Hi All,
I’d like to get your thoughts on something. But first, I would like to offer some background so context is provided.
TL;DR
I ran an MSP and consulting practice for 15 years. Corporate America for another 15 years. I’m currently exploring the return to MSP life with a modern twist and would like to ask for your thoughts.
Background
In June of 2000 at the age of twenty-two, I had been an employee for four years at Best Buy (pre-geek squad), CompUSA (remember them?) after getting my A+, and a mid-market insurance company while getting my MCSE. Those four years were all it took to convince me I wasn’t cut out to work in a cube for someone else, and I started an MSP.
It bootstrapped, starting with literal ads in the newspaper and snail mail direct outreach. Earlier, at the insurance company, no expense was spared. Racks of IBM “mini-fridge” servers, an extensive network, thousands of PCs. When I went out of my own, I was troubleshooting CD-ROMs for retired folks and I can even remember trying to keep one eye on the screen running a batch job at someone’s house while watching TV with the other on 9/11 events.

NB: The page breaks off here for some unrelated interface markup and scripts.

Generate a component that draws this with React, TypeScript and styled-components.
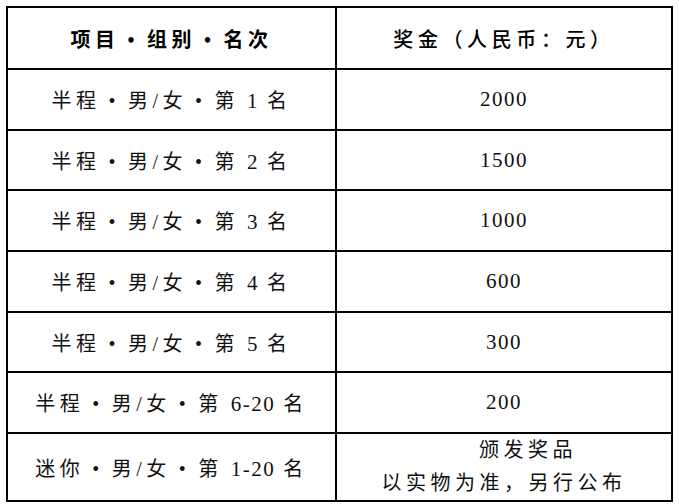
import React from "react";
import styled, { createGlobalStyle } from "styled-components";

const GlobalStyle = createGlobalStyle`
  html, body {
    margin: 0;
    padding: 0;
    background: #ffffff;
  }
  body {
    font-family: "Liberation Serif", "Noto Sans CJK SC", serif;
    color: #000;
  }
`;

interface PrizeRow {
  label: string;
  amount: string[];
}

const rows: PrizeRow[] = [
  { label: "半程 • 男/女 • 第 1 名", amount: ["2000"] },
  { label: "半程 • 男/女 • 第 2 名", amount: ["1500"] },
  { label: "半程 • 男/女 • 第 3 名", amount: ["1000"] },
  { label: "半程 • 男/女 • 第 4 名", amount: ["600"] },
  { label: "半程 • 男/女 • 第 5 名", amount: ["300"] },
  { label: "半程 • 男/女 • 第 6-20 名", amount: ["200"] },
  { label: "迷你 • 男/女 • 第 1-20 名", amount: ["颁发奖品", "以实物为准，另行公布"] },
];

// wrap the rank numbers so they keep the latin serif and a tight spacing
const renderLabel = (label: string) =>
  label.split(/(\d[\d-]*)/).map((part, i) =>
    /^\d/.test(part) ? <Num key={i}>{part}</Num> : <span key={i}>{part}</span>
  );

const App: React.FC = () => {
  return (
    <>
      <GlobalStyle />
      <Page>
        <PrizeTable>
          <colgroup>
            <col style={{ width: "329px" }} />
            <col />
          </colgroup>
          <thead>
            <HeadRow>
              <HeadCell $bold>项目 • 组别 • 名次</HeadCell>
              <HeadCell>奖金（人民币：元）</HeadCell>
            </HeadRow>
          </thead>
          <tbody>
            {rows.map((row, index) => (
              <BodyRow key={index} $tall={row.amount.length > 1}>
                <Cell>{renderLabel(row.label)}</Cell>
                <Cell>
                  {row.amount.length > 1 ? (
                    row.amount.map((line, i) => (
                      <Line key={i} $indent={i === 0}>
                        {line}
                      </Line>
                    ))
                  ) : (
                    <Amount>{row.amount[0]}</Amount>
                  )}
                </Cell>
              </BodyRow>
            ))}
          </tbody>
        </PrizeTable>
      </Page>
    </>
  );
};

const Page = styled.div`
  padding: 6px 0 0 6px;
`;

const PrizeTable = styled.table`
  width: 667px;
  border-collapse: collapse;
  table-layout: fixed;
  border: 2px solid #000;
`;

const HeadRow = styled.tr`
  height: 62px;
`;

const BodyRow = styled.tr<{ $tall?: boolean }>`
  height: ${(p) => (p.$tall ? "67px" : "60.7px")};
`;

const HeadCell = styled.th<{ $bold?: boolean }>`
  border: 2px solid #000;
  padding: 0;
  text-align: center;
  vertical-align: middle;
  font-family: "Liberation Serif", "Noto Sans CJK SC", serif;
  font-size: 20px;
  font-weight: ${(p) => (p.$bold ? 700 : 500)};
  letter-spacing: ${(p) => (p.$bold ? "4.5px" : "4.6px")};
  word-spacing: -1.5px;
  color: #000;
`;

const Cell = styled.td`
  border: 2px solid #000;
  padding: 0;
  text-align: center;
  vertical-align: middle;
  font-size: 20px;
  letter-spacing: 4.5px;
  word-spacing: -1.5px;
  color: #111;
`;

const Num = styled.span`
  font-family: "Liberation Serif", serif;
  font-size: 21px;
  letter-spacing: 1.5px;
`;

const Amount = styled.span`
  font-size: 21px;
  letter-spacing: 1.5px;
`;

const Line = styled.div<{ $indent?: boolean }>`
  line-height: 33px;
  padding-left: ${(p) => (p.$indent ? "48px" : "0")};
`;

export default App;
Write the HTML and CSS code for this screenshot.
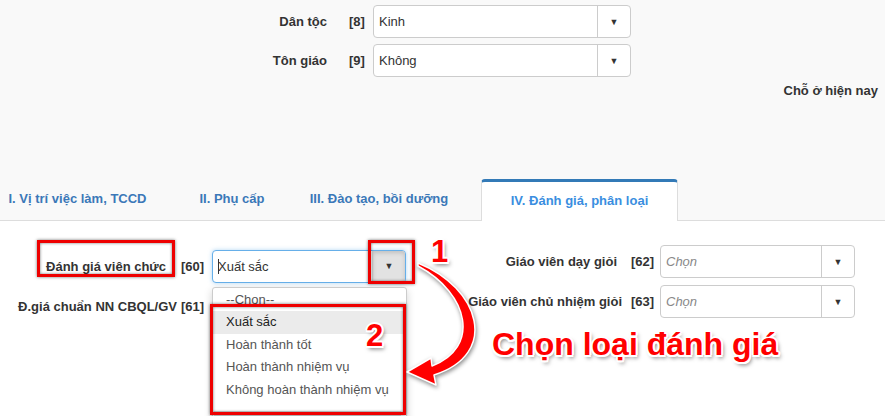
FILE: index.html
```html
<!DOCTYPE html>
<html lang="vi">
<head>
<meta charset="utf-8">
<title>Hồ sơ viên chức – Đánh giá, phân loại</title>
<link rel="stylesheet" href="styles.css">
</head>
<body>
<div class="page">

  <!-- THÔNG TIN CHUNG -->
  <section class="top">
    <div class="frow">
      <label class="lbl">Dân tộc</label><span class="num">[8]</span>
      <div class="sel"><span class="val">Kinh</span><span class="arr">▼</span></div>
    </div>
    <div class="frow">
      <label class="lbl">Tôn giáo</label><span class="num">[9]</span>
      <div class="sel"><span class="val">Không</span><span class="arr">▼</span></div>
    </div>
    <div class="here">Chỗ ở hiện nay</div>
  </section>

  <!-- TABS -->
  <nav class="tabs">
    <a class="tab t1">I. Vị trí việc làm, TCCD</a>
    <a class="tab t2">II. Phụ cấp</a>
    <a class="tab t3">III. Đào tạo, bồi dưỡng</a>
    <a class="tab t4 active">IV. Đánh giá, phân loại</a>
  </nav>

  <!-- ĐÁNH GIÁ -->
  <section class="pane">
    <div class="grp left">
      <label class="lbl pad-a">Đánh giá viên chức</label><span class="num">[60]</span>
      <div class="sel focus">
        <span class="val"><span class="cursor"></span>Xuất sắc</span>
        <span class="arr pressed">▼</span>
        <ul class="dd">
          <li>--Chon--</li>
          <li class="hl">Xuất sắc</li>
          <li>Hoàn thành tốt</li>
          <li>Hoàn thành nhiệm vụ</li>
          <li>Không hoàn thành nhiệm vụ</li>
          <li class="bar"></li>
        </ul>
      </div>
      <label class="lbl">Đ.giá chuẩn NN CBQL/GV</label><span class="num">[61]</span>
      <div></div>
    </div>

    <div class="grp right">
      <label class="lbl pad-b">Giáo viên dạy giỏi</label><span class="num">[62]</span>
      <div class="sel"><span class="val ph">Chọn</span><span class="arr">▼</span></div>
      <label class="lbl">Giáo viên chủ nhiệm giỏi</label><span class="num">[63]</span>
      <div class="sel"><span class="val ph">Chọn</span><span class="arr">▼</span></div>
    </div>
  </section>

  <!-- ANNOTATIONS -->
  <div class="box b-label"></div>
  <div class="box b-arrow"></div>
  <div class="box b-list"></div>
  <div class="step s1">1</div>
  <div class="step s2">2</div>
  <div class="callout">Chọn loại đánh giá</div>
  <svg class="curve" width="885" height="416" viewBox="0 0 885 416">
    <path d="M418,263 C480,288 500,354 434,375 L436,385 L407,372 L431,358 L432,366 C480,348 470,294 418,266 Z"/>
  </svg>

</div>
</body>
</html>
```

FILE: styles.css
```css
*{box-sizing:border-box;margin:0;padding:0}
body{font-family:"Liberation Sans",Arial,sans-serif;color:#333;background:#fff}
.page{position:relative;width:885px;height:416px;overflow:hidden;background:#fff}

/* ---------- TOP ---------- */
.top{background:#f9f9f9;height:179px;padding-top:5px}
.frow{display:grid;grid-template-columns:327px 46px 258px;align-items:center;margin-bottom:6px;font-size:13px}
.frow .num{padding-left:22px}
.lbl{font-weight:700;text-align:right;color:#333}
.num{font-weight:700}
.here{text-align:right;padding-right:7px;font-weight:700;font-size:13px;line-height:18px;margin-top:-1px}

/* ---------- SELECT ---------- */
.sel{position:relative;display:flex;height:33px;background:#fff;border:1px solid #ccc;border-radius:4px}
.sel .val{flex:1;display:flex;align-items:center;padding-left:5px}
.sel .arr{width:33px;border-left:1px solid #ccc;display:flex;align-items:center;justify-content:center;font-size:9px;color:#333}
.sel .ph{font-style:italic;color:#888}
.sel.focus{border-color:#66afe9;box-shadow:0 0 4px rgba(102,175,233,.5)}
.sel .arr.pressed{background:#e2e2e2;border-color:#ccc;border-radius:0 3px 3px 0;box-shadow:inset 0 2px 4px rgba(0,0,0,.15)}
.cursor{display:inline-block;width:1px;height:15px;background:#333;margin-right:-1px}

/* ---------- TABS ---------- */
.tabs{display:flex;align-items:flex-end;height:42px;background:#f9f9f9;border-bottom:1px solid #ddd;font-size:13px;font-weight:700}
.tab{display:flex;align-items:center;justify-content:center;height:41px;padding-bottom:3px;color:#3b78b8;white-space:nowrap}
.t1{width:155px}
.t2{width:154px}
.t3{width:140px;margin-right:32px}
.tab.active{width:197px;height:42px;margin-bottom:-1px;padding-bottom:2px;background:#fff;color:#3a8ee0;border:1px solid #ddd;border-top:3px solid #337ab7;border-bottom:0;border-radius:4px 4px 0 0}

/* ---------- PANE ---------- */
.pane{display:flex;padding-top:24px;font-size:13px}
.grp{display:grid;row-gap:7px;align-items:center}
.grp.left{grid-template-columns:177px 35px 194px}
.grp.left .num{padding-left:4px}
.grp.right{grid-template-columns:216px 38px 195px}
.grp.right .num{padding-left:9px}
.pad-a{padding-right:11px}
.pad-b{padding-right:5px}

/* dropdown list */
.dd{position:absolute;left:-1px;top:36px;width:195px;height:140px;list-style:none;background:#fff;border:1px solid #ccc;border-radius:3px;box-shadow:0 3px 8px rgba(0,0,0,.18);padding-top:1px;font-size:13px;color:#555}
.dd li{line-height:22.5px;padding-left:13px}
.dd li.hl{background:#ebebeb;color:#222}
.dd li.bar{height:6px;margin:10px 5px 0 1px;padding:0;background:#ddd}

/* ---------- ANNOTATIONS ---------- */
.box{position:absolute;border:3px solid #ee0000;box-shadow:0 0 3px rgba(0,0,0,.55),inset 0 0 3px rgba(0,0,0,.55)}
.b-label{left:37px;top:240px;width:138px;height:37px}
.b-arrow{left:368px;top:240px;width:47px;height:44px}
.b-list{left:210px;top:304px;width:196px;height:111px}
.step,.callout{position:absolute;font-weight:700;color:#f00;line-height:1;
  text-shadow:2px 0 0 #fff,-2px 0 0 #fff,0 2px 0 #fff,0 -2px 0 #fff,1.5px 1.5px 0 #fff,-1.5px 1.5px 0 #fff,1.5px -1.5px 0 #fff,-1.5px -1.5px 0 #fff,2px 3px 4px rgba(0,0,0,.55)}
.step{font-size:31px}
.s1{left:431px;top:236px}
.s2{left:366px;top:320px}
.callout{left:492px;top:328px;font-size:32px}
.curve{position:absolute;left:0;top:0;pointer-events:none;filter:drop-shadow(1px 2px 2px rgba(0,0,0,.45))}
.curve path{fill:#f00;stroke:#fff;stroke-width:1.5;stroke-linejoin:round}
```
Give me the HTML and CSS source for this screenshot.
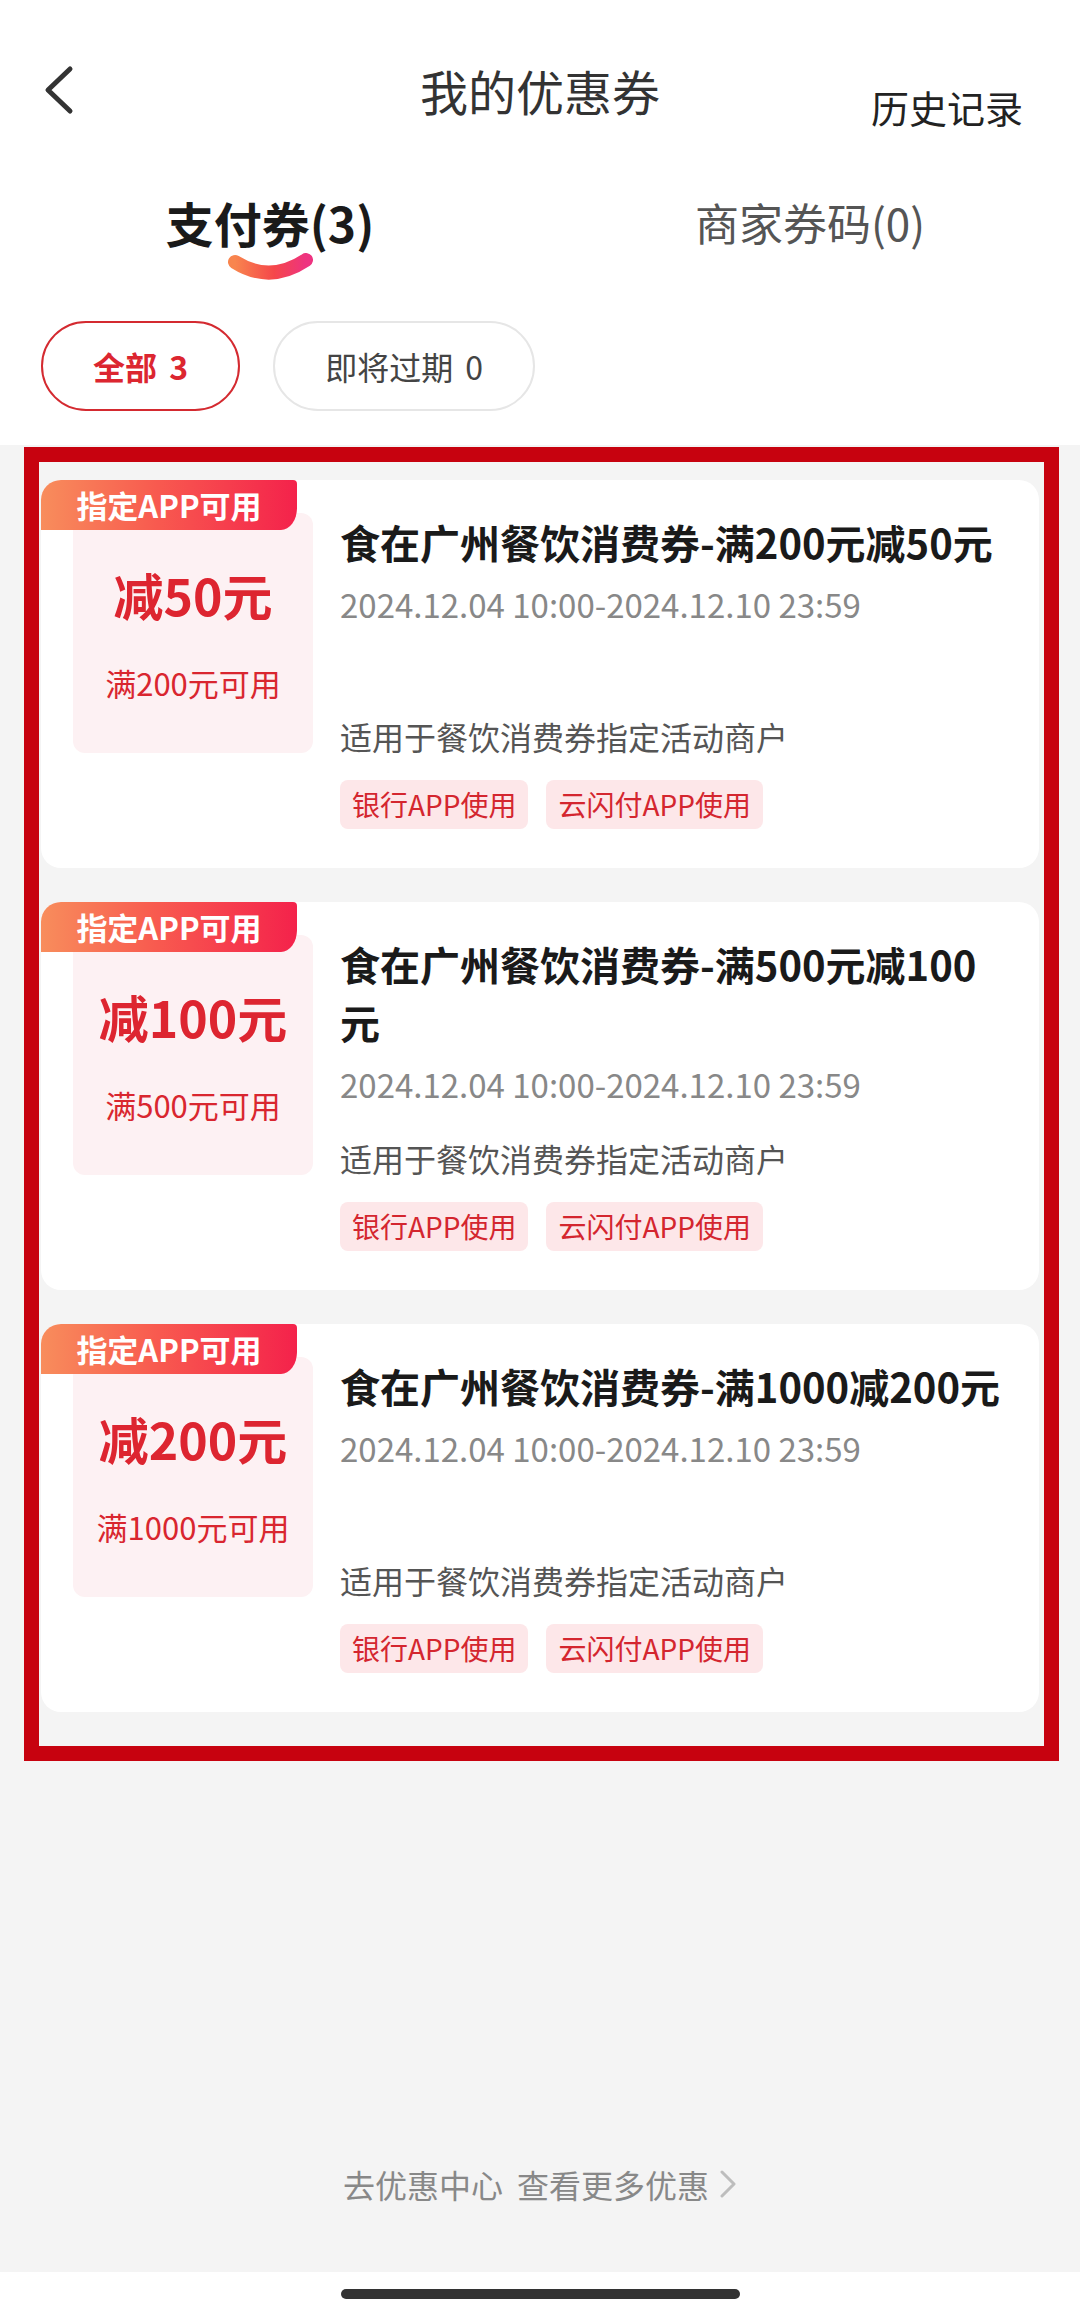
FILE: index.html
```html
<!DOCTYPE html>
<html lang="zh-CN">
<head>
<meta charset="utf-8">
<title>我的优惠券</title>
<link rel="stylesheet" href="styles.css">
</head>
<body>
<div class="screen">
  <header class="navbar">
    <div class="nav-left">
      <svg class="back" width="32" height="50" viewBox="0 0 32 50"><path d="M26 4 L4 25 L26 46" fill="none" stroke="#333" stroke-width="5" stroke-linecap="round" stroke-linejoin="round"/></svg>
    </div>
    <h1 class="nav-title">我的优惠券</h1>
    <div class="nav-right"><span class="history">历史记录</span></div>
  </header>

  <div class="tabs">
    <div class="tab tab-active">
      <span class="tab-label">支付券(3)</span>
      <svg class="swoosh" width="86" height="27" viewBox="0 0 86 27">
        <defs>
          <linearGradient id="sw" x1="0" y1="0" x2="1" y2="0">
            <stop offset="0" stop-color="#f8854e"/>
            <stop offset="0.55" stop-color="#f5474a"/>
            <stop offset="1" stop-color="#ee3380"/>
          </linearGradient>
        </defs>
        <path d="M8 9 Q43 31 79 7" fill="none" stroke="url(#sw)" stroke-width="14" stroke-linecap="round"/>
      </svg>
    </div>
    <div class="tab">
      <span class="tab-label">商家券码(0)</span>
    </div>
  </div>

  <div class="filters">
    <span class="chip chip-active">全部 3</span>
    <span class="chip">即将过期 0</span>
  </div>

  <main class="content">
    <div class="list">
      <div class="card">
        <span class="badge">指定APP可用</span>
        <div class="face">
          <div class="face-amount">减50元</div>
          <div class="face-cond">满200元可用</div>
        </div>
        <div class="info">
          <div class="info-main">
            <div class="info-top">
              <div class="title">食在广州餐饮消费券-满200元减50元</div>
              <div class="date">2024.12.04 10:00-2024.12.10 23:59</div>
            </div>
            <div class="scope">适用于餐饮消费券指定活动商户</div>
          </div>
          <div class="tags">
            <span class="tag">银行APP使用</span>
            <span class="tag">云闪付APP使用</span>
          </div>
        </div>
      </div>

      <div class="card">
        <span class="badge">指定APP可用</span>
        <div class="face">
          <div class="face-amount">减100元</div>
          <div class="face-cond">满500元可用</div>
        </div>
        <div class="info">
          <div class="info-main">
            <div class="info-top">
              <div class="title">食在广州餐饮消费券-满500元减100元</div>
              <div class="date">2024.12.04 10:00-2024.12.10 23:59</div>
            </div>
            <div class="scope">适用于餐饮消费券指定活动商户</div>
          </div>
          <div class="tags">
            <span class="tag">银行APP使用</span>
            <span class="tag">云闪付APP使用</span>
          </div>
        </div>
      </div>

      <div class="card">
        <span class="badge">指定APP可用</span>
        <div class="face">
          <div class="face-amount">减200元</div>
          <div class="face-cond">满1000元可用</div>
        </div>
        <div class="info">
          <div class="info-main">
            <div class="info-top">
              <div class="title">食在广州餐饮消费券-满1000减200元</div>
              <div class="date">2024.12.04 10:00-2024.12.10 23:59</div>
            </div>
            <div class="scope">适用于餐饮消费券指定活动商户</div>
          </div>
          <div class="tags">
            <span class="tag">银行APP使用</span>
            <span class="tag">云闪付APP使用</span>
          </div>
        </div>
      </div>
    </div>

    <div class="more">
      <span>去优惠中心</span><span class="more-gap">查看更多优惠</span>
      <svg class="more-arrow" width="18" height="28" viewBox="0 0 18 28"><path d="M3 2 L15 14 L3 26" fill="none" stroke="#bdbdbd" stroke-width="3" stroke-linecap="round" stroke-linejoin="round"/></svg>
    </div>
  </main>

  <div class="home-bar"><span class="indicator"></span></div>

  <div class="annotation"></div>
</div>
</body>
</html>
```

FILE: styles.css
```css
* { box-sizing: border-box; }

html, body {
  margin: 0;
  padding: 0;
  background: #ffffff;
}

body {
  font-family: "Noto Sans CJK SC", "Noto Sans", sans-serif;
  color: #222;
}

.screen {
  position: relative;
  width: 1080px;
  height: 2316px;
  overflow: hidden;
  background: #ffffff;
}

/* ---------- nav bar ---------- */
.navbar {
  display: grid;
  grid-template-columns: 1fr auto 1fr;
  align-items: center;
  height: 140px;
  padding-top: 40px;
}

.nav-left {
  padding-left: 44px;
  display: flex;
  align-items: center;
}

.back { display: block; }

.nav-title {
  margin: 0;
  font-size: 48px;
  font-weight: 400;
  line-height: 100px;
  color: #333;
}

.nav-right {
  display: flex;
  justify-content: flex-end;
  padding-right: 57px;
}

.history {
  margin-top: 34px;
  font-size: 38px;
  line-height: 50px;
  color: #222;
}

/* ---------- tabs ---------- */
.tabs {
  display: flex;
  padding-top: 50px;
  height: 140px;
}

.tab {
  flex: 1;
  display: flex;
  flex-direction: column;
  align-items: center;
}

.tab-label {
  font-size: 44px;
  line-height: 64px;
  color: #555;
}

.tab-active .tab-label {
  font-size: 48px;
  font-weight: 700;
  color: #1a1a1a;
}

.swoosh {
  display: block;
  margin-top: -1px;
}

/* ---------- filter chips ---------- */
.filters {
  display: flex;
  gap: 33px;
  padding: 41px 41px 34px;
}

.chip {
  height: 90px;
  padding: 0 50px;
  border: 2px solid #e6e6e6;
  border-radius: 45px;
  font-size: 32px;
  line-height: 86px;
  word-spacing: 5px;
  color: #444;
  white-space: nowrap;
}

.chip-active {
  border-color: #d42a30;
  color: #dc2630;
  font-weight: 700;
}

/* ---------- content ---------- */
.content {
  height: 1827px;
  background: #f4f4f4;
  display: flex;
  flex-direction: column;
}

.list {
  display: flex;
  flex-direction: column;
  gap: 34px;
  padding: 35px 41px 0;
}

.card {
  position: relative;
  display: flex;
  background: #ffffff;
  border-radius: 20px;
  padding: 33px 37px 39px 32px;
}

.badge {
  position: absolute;
  top: 0;
  left: 0;
  width: 256px;
  height: 50px;
  border-radius: 20px 4px 16px 0 / 20px 4px 22px 0;
  background: linear-gradient(90deg, #f88d5c 0%, #f85a4f 45%, #f4224b 100%);
  color: #ffffff;
  font-size: 31px;
  font-weight: 700;
  line-height: 50px;
  text-align: center;
  white-space: nowrap;
}

.face {
  flex: none;
  width: 240px;
  height: 240px;
  background: #fdf1f3;
  border-radius: 12px;
  display: flex;
  flex-direction: column;
  align-items: center;
  justify-content: center;
  color: #dd2530;
}

.face-amount {
  font-size: 50px;
  font-weight: 700;
  line-height: 60px;
  white-space: nowrap;
}

.face-cond {
  margin-top: 39px;
  font-size: 31px;
  line-height: 40px;
  color: #d9262f;
  white-space: nowrap;
}

.info {
  flex: 1;
  min-width: 0;
  margin-left: 27px;
}

.info-main {
  min-height: 240px;
  display: flex;
  flex-direction: column;
  justify-content: space-between;
}

.title {
  font-size: 40px;
  font-weight: 700;
  line-height: 58px;
  color: #1a1a1a;
}

.date {
  margin-top: 10px;
  font-size: 33px;
  line-height: 46px;
  color: #888888;
  white-space: nowrap;
}

.scope {
  font-size: 32px;
  line-height: 34px;
  color: #555555;
}

.tags {
  display: flex;
  gap: 18px;
  margin-top: 27px;
}

.tag {
  height: 49px;
  padding: 0 12px;
  border-radius: 8px;
  background: #fde7e9;
  color: #d4262f;
  font-size: 28px;
  line-height: 49px;
  white-space: nowrap;
}

/* ---------- footer link ---------- */
.more {
  margin-top: auto;
  display: flex;
  align-items: center;
  justify-content: center;
  padding-bottom: 66px;
  font-size: 32px;
  line-height: 44px;
  color: #888888;
}

.more-gap { margin-left: 14px; }

.more-arrow {
  display: block;
  margin-left: 10px;
}

/* ---------- home indicator ---------- */
.home-bar {
  height: 44px;
  display: flex;
  justify-content: center;
  padding-top: 17px;
}

.indicator {
  display: block;
  width: 399px;
  height: 10px;
  border-radius: 5px;
  background: #333333;
}

/* ---------- red annotation frame (overlay) ---------- */
.annotation {
  position: absolute;
  left: 24px;
  top: 447px;
  width: 1035px;
  height: 1314px;
  border: 15px solid #c7020f;
  pointer-events: none;
}
```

Everyone pays the pied piper.
Things grew, and I continued gathering my own clients as well as subcontracting for other firms. I started a branch in China when one of the clients sent me there to build out the IT for a fastener factory.
Thirteen years later, I was out. I had made a critical mistake of focusing most of my effort on subcontract work and ended up building someone else’s client book. When that relationship ran its course, I needed to shift gears.
Corporate America
From 2013-2026, I went back “in-house”. software company, manufacturing companies, etc. Worked my way up from being a system administrator to senior engineer taking point on the SaaS team. In a new city, I did infrastructure architecture for a top-3 bank, and at the company who invented bubble wrap. A third of that company spun off where I served as an enterprise architect, then finally led the cybersecurity operations team as a director, got my CISSP, then led the cybersecurity architecture & engineering team as director at HanesBrands.
During my time as an employee over a 15 year period, I was part of M&A activity four times. Less than a year after moving to the new city, I joined 10,000 other employees in a divestiture that was bought by private equity. That company went public for about a year, and was then bought by another private equity company. This time it was also a merge so nearly all IT was “made redundant”. Joining another firm several months later, that firm was bought out a few months in. I joined Hanes, and sure enough – about nine months in they got acquired too. Made redundant again. It’s getting a little old.
New Landscape
So, here I am in a new world where corporate America, which was never really “my thing” anyway, seems to have spilled over in terms of Private Equity (PE) led M&A (Mergers and Acquisitions). Nothing seems immune – MSPs, HVAC companies, doctors offices, plumbers, youtube channels (e.g. Veritasium, Donut Media, etc.).
It makes sense in a system where PE can deploy client capital, saddle the target(s) with debt, strip bare, and resell (see Serta mattress company, Toys R Us, etc.). The fees they collect for deploying the capital, etc. are beyond the scope of this note. However, the economies of scale are something that is a legitimate advantage (in my view), and something I’d like to (finally) finish on to segue to my ask.
The Ask for Your Opinion
So.. this community (and this topic in particular) may have folks in similar positions, or those that in some way or another want to operate an MSP. It’s our passion, we genuinely care about outcomes, and some of us wouldn’t want to sell to PE anyway as then, well, what’s our purpose and what would we do?
The ask is this.. is there a model where MSPs are more successful together than independent? Is there a “farm co-op” or “Morgan and Morgan” or some other realistic way of maintaining independence and ownership while being able to compete with the consolidated folks?
Specifically – cost of acquiring clients and distributing it through a group of companies. Or, broadening service capabilities by leveraging skillsets from other organizations as subs as needed? Or, along those same lines, broadening abilities to expand time coverage, or purchasing power..
PE runs MSPs under local brands and existing staff, just rolling up the paychecks. Surely something similar can be done without the ownership and control change.
Anyway, looking forward to your thoughts and discussion. Thank you for listening/reading if you made it this far.